* Objective: Pull out every line below containing the word "components".

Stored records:

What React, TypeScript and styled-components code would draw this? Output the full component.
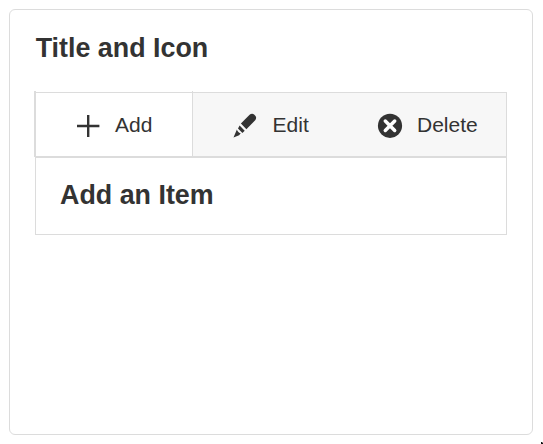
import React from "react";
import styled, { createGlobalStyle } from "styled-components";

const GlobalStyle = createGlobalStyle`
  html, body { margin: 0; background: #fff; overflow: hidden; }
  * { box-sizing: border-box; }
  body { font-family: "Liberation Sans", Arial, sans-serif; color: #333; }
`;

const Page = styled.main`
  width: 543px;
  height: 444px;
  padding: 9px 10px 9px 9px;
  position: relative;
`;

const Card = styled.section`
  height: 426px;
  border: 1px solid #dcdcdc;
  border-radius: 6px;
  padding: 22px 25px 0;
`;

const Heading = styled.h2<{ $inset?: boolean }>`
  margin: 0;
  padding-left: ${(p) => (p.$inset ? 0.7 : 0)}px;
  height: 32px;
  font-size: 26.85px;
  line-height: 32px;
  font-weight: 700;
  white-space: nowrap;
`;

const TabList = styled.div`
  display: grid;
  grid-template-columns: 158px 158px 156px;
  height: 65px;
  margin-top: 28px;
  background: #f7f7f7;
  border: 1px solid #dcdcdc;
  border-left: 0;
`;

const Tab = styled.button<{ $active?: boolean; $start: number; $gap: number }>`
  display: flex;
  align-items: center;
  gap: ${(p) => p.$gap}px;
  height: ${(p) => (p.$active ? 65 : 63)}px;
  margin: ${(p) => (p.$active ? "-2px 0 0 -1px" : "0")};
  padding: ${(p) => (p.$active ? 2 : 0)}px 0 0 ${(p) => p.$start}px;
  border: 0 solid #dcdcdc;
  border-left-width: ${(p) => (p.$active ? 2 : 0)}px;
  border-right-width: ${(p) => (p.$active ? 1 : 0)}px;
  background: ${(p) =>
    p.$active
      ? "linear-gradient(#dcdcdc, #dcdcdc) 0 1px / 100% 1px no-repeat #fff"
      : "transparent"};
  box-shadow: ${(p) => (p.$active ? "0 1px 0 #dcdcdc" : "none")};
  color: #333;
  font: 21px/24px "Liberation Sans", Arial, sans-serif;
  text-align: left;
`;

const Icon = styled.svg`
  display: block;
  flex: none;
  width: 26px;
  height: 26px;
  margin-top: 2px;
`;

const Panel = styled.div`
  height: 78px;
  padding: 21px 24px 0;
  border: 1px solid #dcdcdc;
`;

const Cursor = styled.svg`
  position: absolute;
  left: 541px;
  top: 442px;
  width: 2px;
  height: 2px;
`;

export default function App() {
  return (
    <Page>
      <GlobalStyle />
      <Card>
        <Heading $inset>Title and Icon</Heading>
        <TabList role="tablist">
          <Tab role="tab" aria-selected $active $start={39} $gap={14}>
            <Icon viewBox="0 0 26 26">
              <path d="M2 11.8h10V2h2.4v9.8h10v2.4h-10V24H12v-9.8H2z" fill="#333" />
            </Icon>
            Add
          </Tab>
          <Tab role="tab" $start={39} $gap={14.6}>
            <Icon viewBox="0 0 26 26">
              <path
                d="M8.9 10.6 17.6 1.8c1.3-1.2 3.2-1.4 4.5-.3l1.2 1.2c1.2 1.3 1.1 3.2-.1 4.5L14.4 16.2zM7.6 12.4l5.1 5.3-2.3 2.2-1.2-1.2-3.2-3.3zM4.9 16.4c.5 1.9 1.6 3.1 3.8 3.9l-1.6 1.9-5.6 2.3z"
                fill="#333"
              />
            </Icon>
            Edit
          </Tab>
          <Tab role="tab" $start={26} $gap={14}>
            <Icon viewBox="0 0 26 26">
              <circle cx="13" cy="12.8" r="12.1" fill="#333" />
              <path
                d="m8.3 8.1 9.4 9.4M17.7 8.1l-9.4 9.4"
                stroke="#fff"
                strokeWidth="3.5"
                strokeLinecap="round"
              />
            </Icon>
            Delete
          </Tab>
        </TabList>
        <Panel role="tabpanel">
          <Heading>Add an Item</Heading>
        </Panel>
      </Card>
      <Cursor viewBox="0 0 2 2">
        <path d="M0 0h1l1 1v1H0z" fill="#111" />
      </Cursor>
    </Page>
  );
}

---

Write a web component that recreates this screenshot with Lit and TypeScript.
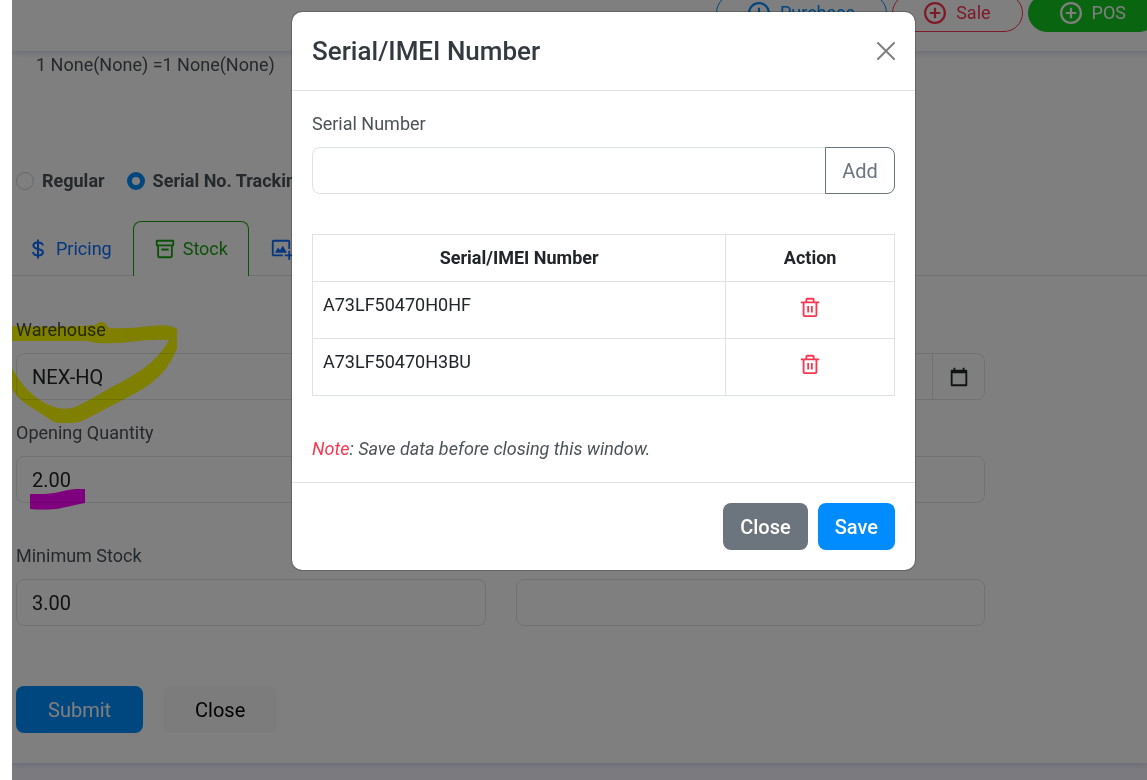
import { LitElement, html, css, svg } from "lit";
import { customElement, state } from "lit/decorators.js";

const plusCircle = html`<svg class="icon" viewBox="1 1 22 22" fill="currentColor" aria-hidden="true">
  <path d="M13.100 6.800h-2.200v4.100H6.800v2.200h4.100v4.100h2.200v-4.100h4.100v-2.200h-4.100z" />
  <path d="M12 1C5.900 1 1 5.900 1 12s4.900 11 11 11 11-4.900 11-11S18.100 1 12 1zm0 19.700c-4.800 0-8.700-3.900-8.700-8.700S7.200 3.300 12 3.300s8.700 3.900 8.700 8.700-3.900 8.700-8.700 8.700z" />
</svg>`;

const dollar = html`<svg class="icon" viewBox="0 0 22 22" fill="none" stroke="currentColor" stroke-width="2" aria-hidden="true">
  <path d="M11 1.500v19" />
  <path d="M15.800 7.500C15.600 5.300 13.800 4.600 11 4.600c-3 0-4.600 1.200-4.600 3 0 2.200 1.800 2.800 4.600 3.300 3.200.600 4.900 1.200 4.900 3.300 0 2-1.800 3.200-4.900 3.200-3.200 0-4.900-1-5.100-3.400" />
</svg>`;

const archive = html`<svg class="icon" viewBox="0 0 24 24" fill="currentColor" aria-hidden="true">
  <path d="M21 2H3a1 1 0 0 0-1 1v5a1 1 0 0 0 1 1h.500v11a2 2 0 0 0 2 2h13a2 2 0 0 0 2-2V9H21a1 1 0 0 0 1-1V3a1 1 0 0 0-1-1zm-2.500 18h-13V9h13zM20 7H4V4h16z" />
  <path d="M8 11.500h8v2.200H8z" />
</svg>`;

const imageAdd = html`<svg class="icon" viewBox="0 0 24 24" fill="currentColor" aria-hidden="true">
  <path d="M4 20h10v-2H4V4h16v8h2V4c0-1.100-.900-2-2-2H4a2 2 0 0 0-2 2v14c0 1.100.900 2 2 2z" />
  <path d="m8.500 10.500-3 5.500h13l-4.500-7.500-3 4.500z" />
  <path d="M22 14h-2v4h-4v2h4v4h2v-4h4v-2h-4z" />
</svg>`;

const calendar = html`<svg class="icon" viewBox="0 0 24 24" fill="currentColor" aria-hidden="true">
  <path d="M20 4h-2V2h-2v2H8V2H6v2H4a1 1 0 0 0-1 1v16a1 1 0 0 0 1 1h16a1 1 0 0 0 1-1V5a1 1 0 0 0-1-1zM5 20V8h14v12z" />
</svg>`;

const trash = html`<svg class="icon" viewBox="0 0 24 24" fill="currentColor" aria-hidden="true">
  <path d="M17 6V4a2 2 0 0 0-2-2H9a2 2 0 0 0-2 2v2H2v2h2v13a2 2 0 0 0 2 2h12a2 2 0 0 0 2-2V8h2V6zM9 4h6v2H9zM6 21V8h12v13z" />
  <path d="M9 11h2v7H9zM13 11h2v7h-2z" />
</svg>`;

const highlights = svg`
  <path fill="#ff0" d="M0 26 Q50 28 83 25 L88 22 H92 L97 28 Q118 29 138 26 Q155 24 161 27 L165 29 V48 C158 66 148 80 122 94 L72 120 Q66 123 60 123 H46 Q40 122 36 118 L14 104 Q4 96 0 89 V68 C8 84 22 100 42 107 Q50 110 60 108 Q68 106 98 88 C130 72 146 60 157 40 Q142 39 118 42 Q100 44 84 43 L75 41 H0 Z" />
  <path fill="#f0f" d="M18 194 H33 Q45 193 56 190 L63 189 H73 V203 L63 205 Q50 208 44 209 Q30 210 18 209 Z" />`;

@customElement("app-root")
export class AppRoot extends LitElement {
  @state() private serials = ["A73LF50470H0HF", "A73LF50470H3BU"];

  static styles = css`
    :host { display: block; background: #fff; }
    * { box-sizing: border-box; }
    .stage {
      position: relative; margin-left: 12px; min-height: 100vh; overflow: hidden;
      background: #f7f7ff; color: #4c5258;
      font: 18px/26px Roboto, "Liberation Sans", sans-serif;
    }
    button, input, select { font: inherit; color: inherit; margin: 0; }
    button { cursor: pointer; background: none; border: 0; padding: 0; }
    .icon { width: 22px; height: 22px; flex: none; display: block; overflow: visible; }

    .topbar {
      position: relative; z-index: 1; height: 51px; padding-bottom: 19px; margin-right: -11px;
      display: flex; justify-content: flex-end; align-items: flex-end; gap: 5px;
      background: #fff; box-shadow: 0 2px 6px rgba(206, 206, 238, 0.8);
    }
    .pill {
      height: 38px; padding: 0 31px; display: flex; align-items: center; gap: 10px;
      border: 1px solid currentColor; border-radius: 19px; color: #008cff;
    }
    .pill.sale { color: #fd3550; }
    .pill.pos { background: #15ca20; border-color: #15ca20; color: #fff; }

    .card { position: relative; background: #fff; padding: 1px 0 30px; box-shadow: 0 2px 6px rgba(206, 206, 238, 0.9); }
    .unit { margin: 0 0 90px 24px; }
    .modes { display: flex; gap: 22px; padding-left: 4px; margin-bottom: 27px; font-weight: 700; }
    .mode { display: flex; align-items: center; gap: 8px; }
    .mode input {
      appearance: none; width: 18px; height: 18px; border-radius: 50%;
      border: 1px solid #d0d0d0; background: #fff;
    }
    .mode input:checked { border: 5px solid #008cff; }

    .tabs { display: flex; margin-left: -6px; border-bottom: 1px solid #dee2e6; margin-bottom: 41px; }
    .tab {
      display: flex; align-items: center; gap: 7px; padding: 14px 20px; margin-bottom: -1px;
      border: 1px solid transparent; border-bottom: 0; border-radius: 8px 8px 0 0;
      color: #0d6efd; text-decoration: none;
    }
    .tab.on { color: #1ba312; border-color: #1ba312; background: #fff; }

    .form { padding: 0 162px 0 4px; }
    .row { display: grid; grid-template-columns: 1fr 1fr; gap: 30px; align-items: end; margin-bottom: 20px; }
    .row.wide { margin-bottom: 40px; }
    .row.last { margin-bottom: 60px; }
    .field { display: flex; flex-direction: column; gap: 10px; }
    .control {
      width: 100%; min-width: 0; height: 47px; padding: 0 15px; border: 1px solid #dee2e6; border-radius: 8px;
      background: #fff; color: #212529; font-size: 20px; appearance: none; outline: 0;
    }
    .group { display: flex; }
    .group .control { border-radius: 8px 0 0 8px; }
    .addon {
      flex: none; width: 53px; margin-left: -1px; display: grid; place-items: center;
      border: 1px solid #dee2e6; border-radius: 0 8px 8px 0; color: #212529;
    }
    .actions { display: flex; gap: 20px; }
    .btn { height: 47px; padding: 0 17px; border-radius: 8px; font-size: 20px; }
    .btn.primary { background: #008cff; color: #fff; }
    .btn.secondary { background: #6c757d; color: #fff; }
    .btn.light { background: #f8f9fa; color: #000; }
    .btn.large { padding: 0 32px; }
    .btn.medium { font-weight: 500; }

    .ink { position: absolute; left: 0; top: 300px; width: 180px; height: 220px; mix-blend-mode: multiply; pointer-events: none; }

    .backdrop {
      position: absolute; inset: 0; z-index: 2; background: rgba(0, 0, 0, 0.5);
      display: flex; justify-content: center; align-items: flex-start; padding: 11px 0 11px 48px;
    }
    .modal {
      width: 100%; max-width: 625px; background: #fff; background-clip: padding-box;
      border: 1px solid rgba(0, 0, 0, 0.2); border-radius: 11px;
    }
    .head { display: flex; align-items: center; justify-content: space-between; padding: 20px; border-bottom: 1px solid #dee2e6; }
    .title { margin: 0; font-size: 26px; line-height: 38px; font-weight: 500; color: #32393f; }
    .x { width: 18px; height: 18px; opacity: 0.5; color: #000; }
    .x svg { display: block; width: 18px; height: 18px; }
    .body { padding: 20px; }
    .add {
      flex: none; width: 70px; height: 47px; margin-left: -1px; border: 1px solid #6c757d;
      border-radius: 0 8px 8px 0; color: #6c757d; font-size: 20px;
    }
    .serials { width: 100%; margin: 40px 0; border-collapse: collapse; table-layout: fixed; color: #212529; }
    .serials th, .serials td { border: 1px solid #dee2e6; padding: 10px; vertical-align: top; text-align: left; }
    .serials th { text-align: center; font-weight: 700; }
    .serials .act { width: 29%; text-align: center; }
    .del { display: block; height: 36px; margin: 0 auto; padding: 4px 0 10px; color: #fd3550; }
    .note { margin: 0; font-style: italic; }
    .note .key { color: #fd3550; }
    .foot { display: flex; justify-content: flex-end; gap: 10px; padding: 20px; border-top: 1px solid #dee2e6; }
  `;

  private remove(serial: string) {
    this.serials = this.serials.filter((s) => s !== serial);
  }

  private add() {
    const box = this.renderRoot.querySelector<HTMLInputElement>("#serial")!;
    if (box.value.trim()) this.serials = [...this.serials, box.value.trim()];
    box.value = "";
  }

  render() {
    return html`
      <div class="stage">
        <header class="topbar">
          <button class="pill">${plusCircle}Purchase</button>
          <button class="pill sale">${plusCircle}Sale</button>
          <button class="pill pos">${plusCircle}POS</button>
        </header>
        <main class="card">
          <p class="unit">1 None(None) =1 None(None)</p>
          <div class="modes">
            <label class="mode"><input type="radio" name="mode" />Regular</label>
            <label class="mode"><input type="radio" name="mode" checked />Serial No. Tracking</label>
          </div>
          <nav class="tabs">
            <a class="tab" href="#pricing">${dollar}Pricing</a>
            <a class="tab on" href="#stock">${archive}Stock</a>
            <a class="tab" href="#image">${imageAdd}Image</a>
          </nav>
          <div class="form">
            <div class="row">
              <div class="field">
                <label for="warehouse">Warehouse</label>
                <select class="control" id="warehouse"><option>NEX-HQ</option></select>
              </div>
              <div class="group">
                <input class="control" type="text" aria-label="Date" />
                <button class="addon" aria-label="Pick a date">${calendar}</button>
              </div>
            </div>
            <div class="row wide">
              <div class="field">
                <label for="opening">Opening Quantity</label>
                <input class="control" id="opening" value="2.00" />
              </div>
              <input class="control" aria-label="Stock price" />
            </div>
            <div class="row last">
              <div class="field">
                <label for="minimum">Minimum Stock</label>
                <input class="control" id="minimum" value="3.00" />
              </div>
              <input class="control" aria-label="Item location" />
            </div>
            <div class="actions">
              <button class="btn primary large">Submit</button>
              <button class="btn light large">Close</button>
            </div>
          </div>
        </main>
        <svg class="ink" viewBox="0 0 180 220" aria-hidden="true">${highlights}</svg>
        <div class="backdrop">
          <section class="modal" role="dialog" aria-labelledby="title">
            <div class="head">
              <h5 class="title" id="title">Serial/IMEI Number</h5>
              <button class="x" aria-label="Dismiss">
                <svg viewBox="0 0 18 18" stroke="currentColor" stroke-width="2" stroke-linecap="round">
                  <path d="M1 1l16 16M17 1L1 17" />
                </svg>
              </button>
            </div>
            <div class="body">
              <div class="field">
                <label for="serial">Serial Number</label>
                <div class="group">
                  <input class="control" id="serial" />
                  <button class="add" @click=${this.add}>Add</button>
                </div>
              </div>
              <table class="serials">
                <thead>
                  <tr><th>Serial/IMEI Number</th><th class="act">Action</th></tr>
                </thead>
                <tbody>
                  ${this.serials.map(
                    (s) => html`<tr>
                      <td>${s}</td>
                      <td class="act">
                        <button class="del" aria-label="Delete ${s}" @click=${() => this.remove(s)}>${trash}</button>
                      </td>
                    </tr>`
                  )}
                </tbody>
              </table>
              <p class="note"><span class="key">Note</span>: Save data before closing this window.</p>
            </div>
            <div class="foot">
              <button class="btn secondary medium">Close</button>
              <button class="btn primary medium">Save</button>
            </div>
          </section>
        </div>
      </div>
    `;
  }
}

* Response below:
What React, TypeScript and styled-components code would draw this? Output the full component.
import styled, { createGlobalStyle } from "styled-components";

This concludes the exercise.